Plus largement, et face aux dérives consuméristes qui ont fini, comme cela était prévisible, de polluer l’ensemble de la vie sociale, ces affirmations fortes du primat de l’homme, de la nécessité de protéger les plus faibles, de la défense de la vie, de toutes les vies, doivent nous permettre de surmonter la noirceur d’une époque pour aller vers le renouveau dans l’Espérance.
Jean-François Poli
Doyen honoraire de la Faculté de droit de Corse
Avocat à la Cour de Bastia
1– Saint Jean-Paul II, Angélus avec les personnes handicapées à l’Église cathédrale d’Osnabrück (16 novembre 1980) : Insegnamenti III/2 (1980), 1232.
2 – Lettre encyclique Fratelli tutti du Saint-Père François sur la fraternité et l’amitié sociale, 3 octobre 2020
3– Congrégation pour la Doctrine de la Foi, Instruction Dignitas Personae (8 septembre 2008), n. 7 : AAS 100 (2008), 863. Cf. aussi saint Irénée de Lyon, Adv.
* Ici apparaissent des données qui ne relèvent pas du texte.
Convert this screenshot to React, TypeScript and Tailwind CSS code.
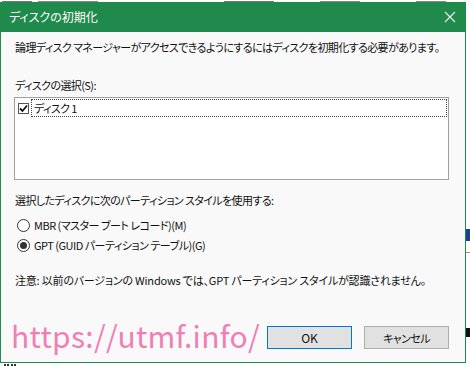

Haer. V, 16, 2 : PG 7, 1167-1168.
4– Puisque « par son incarnation, le Fils de Dieu s’est en quelque sorte uni lui- même à tout homme » (Conc. Œcum. Vat. II, Const. past. Gaudium et spes (7 décembre 1965), n. 22 : AAS 58 (1966), 1042), la dignité de tout être humain nous est révélée par le Christ dans sa plénitude.
5 – François, Discours aux Membres du Corps Diplomatique accrédité près le Saint-Siège pour la présentation des vœux pour la nouvelle année (8 janvier 2024) : L’Osservatore Romano (8 gennaio 2024), 3.
6.François, Exhort. ap. Amoris laetitia (19 mars 2016), n. 56 : AAS 108 (2016), 344.
7 François, Lett. enc. Fratelli tutti (3 octobre 2020), nn. 187-188 : AAS 112 (2020), 1035-1036, citant Id., Discours au Parlement européen, (25 novembre 2014) : AAS 106 (2014), 999, et Id., Discours à la classe dirigeante et au Corps diplomatique, Bangui – République Centrafricaine (29 novembre 2015) : AAS 107 (2015) 1320.